- **WRITTEN TASK**: Find the word "this" in the data. Return every line where it appears.

--- Start of MATERIAL PROVIDED ---

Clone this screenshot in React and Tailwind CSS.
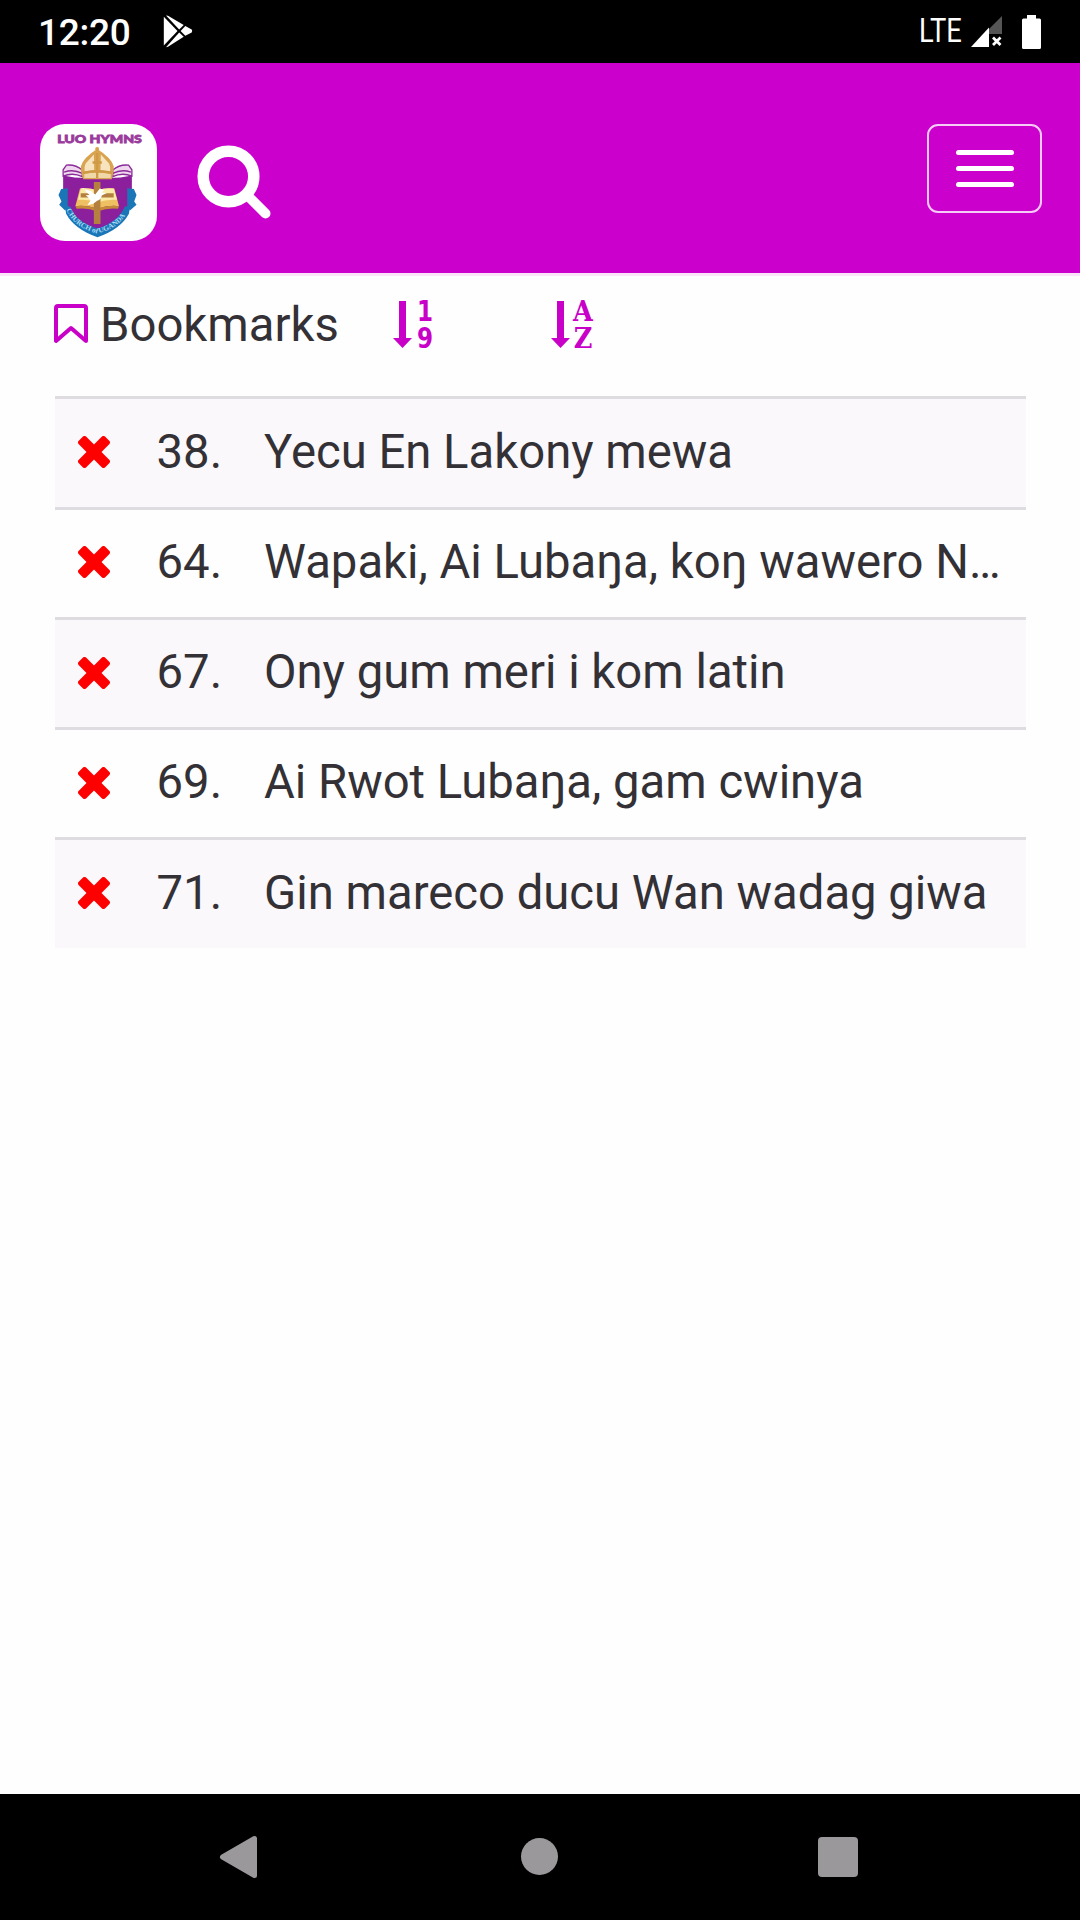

--- End of MATERIAL PROVIDED ---
--- Start of MATERIAL PROVIDED ---

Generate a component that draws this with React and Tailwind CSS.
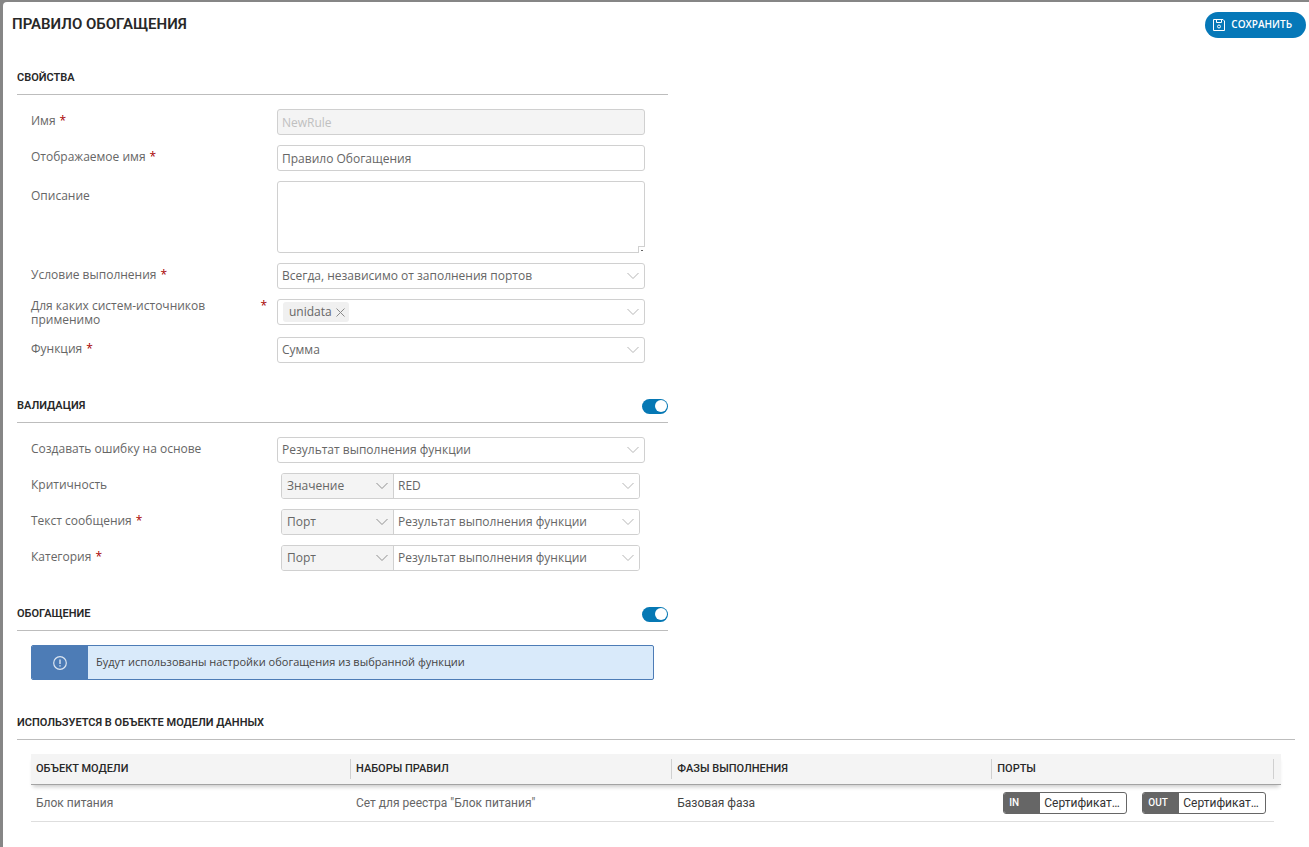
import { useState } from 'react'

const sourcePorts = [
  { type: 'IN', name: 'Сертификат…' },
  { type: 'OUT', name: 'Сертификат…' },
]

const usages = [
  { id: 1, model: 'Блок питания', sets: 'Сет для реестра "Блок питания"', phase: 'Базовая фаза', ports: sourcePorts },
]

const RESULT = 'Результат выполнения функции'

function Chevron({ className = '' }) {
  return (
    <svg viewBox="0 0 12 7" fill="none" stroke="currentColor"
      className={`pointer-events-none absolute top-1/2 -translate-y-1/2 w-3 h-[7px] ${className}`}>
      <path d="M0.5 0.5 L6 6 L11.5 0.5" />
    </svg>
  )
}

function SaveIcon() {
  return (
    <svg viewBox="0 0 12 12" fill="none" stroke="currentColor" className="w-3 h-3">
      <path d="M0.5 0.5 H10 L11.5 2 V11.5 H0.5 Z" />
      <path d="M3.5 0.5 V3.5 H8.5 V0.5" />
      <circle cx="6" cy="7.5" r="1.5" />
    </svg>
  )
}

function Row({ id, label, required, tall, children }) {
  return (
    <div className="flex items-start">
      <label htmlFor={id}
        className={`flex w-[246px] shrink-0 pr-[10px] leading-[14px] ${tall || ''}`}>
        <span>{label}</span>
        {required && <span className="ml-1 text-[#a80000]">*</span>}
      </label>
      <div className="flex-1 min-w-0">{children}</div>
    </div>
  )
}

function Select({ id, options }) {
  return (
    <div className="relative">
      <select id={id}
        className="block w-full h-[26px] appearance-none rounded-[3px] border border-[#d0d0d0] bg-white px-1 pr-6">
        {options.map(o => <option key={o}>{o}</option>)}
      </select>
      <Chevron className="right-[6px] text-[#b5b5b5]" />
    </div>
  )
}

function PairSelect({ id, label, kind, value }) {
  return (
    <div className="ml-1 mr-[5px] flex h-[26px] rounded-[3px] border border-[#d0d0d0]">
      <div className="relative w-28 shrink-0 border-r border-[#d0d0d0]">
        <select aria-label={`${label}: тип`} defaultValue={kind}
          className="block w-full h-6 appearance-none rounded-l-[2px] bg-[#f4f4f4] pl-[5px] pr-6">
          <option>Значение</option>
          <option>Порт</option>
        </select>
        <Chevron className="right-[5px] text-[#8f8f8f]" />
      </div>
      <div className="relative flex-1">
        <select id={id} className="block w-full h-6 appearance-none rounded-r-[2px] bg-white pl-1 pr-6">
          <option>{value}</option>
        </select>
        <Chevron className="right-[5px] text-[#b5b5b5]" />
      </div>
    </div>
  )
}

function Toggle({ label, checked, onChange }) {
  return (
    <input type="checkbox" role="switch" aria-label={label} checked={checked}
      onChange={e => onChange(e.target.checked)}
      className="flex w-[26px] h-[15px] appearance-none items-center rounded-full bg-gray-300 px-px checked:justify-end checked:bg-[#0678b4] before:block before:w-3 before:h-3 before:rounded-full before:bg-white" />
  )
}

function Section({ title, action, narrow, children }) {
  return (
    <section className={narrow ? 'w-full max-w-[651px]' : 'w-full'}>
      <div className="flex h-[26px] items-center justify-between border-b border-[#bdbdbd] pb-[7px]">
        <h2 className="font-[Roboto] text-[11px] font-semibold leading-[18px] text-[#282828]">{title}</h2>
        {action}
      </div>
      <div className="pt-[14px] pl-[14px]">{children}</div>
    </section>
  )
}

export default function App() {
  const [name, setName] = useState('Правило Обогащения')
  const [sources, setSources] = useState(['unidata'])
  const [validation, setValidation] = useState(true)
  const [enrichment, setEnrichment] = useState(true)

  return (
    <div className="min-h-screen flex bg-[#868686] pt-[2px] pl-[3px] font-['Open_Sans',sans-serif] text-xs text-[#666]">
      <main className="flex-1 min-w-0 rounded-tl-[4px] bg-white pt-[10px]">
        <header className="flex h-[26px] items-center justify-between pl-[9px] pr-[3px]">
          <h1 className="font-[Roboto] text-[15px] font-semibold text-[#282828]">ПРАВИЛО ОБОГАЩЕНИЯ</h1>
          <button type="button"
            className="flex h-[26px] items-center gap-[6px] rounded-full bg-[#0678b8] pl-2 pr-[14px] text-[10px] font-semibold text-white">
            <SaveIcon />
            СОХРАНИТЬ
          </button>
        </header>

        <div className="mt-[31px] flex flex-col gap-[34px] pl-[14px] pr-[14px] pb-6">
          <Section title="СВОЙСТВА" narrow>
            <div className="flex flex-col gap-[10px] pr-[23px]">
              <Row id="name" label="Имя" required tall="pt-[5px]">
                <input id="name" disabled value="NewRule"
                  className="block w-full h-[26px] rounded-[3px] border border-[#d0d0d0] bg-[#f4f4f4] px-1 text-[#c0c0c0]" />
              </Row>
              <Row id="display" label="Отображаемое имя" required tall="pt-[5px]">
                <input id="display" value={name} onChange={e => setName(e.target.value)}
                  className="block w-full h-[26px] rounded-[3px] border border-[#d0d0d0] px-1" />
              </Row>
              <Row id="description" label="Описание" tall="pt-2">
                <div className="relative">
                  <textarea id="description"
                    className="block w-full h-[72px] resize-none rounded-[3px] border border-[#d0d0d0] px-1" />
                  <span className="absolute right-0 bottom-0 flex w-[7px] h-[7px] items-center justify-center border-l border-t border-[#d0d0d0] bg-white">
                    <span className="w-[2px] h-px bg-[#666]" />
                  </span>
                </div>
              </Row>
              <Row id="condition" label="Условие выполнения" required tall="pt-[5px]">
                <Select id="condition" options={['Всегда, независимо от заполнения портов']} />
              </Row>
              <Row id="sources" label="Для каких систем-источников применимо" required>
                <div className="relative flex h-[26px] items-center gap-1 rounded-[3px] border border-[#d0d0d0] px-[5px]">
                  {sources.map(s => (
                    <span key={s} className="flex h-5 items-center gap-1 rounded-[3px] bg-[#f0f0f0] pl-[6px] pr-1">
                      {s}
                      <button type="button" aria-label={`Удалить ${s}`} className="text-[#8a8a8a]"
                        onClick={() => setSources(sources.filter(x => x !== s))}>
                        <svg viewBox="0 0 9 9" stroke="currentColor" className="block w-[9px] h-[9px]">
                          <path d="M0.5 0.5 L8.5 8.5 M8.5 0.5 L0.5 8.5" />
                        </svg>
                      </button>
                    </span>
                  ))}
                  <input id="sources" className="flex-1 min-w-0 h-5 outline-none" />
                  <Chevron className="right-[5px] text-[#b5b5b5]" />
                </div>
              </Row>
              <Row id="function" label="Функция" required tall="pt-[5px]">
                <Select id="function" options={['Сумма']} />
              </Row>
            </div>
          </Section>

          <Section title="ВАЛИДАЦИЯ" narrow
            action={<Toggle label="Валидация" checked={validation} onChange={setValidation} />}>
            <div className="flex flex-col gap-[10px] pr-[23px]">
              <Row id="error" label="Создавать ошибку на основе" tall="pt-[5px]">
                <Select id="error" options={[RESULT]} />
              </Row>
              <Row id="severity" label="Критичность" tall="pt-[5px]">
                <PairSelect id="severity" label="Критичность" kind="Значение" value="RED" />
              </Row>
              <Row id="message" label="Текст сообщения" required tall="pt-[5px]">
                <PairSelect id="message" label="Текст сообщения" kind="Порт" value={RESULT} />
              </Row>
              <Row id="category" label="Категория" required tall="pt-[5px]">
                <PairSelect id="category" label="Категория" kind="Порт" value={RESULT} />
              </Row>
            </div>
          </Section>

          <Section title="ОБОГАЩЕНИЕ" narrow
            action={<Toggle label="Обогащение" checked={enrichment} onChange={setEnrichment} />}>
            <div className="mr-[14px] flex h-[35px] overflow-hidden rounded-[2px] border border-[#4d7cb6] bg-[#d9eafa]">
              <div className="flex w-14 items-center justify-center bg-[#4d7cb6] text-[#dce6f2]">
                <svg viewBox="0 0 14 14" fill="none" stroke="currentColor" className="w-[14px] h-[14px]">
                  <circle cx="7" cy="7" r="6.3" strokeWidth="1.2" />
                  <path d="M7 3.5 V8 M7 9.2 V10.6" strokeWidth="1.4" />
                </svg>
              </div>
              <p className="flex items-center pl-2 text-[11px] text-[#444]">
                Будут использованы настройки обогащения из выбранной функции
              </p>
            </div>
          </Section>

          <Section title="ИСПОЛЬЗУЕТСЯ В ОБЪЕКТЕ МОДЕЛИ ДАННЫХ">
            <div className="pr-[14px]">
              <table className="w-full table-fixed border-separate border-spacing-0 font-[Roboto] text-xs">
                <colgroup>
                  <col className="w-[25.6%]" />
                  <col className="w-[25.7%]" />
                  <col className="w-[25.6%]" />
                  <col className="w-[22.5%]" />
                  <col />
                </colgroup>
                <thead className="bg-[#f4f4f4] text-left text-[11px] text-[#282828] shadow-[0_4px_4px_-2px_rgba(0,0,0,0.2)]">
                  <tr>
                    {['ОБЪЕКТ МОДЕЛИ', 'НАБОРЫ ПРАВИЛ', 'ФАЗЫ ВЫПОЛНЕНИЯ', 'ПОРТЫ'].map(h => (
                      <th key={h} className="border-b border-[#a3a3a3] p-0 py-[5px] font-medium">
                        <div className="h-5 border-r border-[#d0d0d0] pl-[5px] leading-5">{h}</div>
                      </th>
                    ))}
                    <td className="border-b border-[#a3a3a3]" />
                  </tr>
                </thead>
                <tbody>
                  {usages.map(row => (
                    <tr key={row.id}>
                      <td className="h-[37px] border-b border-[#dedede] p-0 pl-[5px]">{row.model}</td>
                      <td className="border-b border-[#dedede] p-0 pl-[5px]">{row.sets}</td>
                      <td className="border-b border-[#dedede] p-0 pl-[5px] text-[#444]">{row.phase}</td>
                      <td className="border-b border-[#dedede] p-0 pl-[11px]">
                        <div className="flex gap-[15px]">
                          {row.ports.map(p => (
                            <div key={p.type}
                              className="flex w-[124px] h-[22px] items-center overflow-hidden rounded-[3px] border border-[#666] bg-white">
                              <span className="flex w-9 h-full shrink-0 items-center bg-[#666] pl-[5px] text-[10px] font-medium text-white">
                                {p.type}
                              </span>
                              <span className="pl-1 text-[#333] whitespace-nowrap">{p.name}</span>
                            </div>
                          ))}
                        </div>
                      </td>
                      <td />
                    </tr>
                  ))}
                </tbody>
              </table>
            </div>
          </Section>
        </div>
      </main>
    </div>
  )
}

--- End of MATERIAL PROVIDED ---

- **EXERCISE ANSWER**:
Clone this screenshot in React and Tailwind CSS.
Generate a component that draws this with React and Tailwind CSS.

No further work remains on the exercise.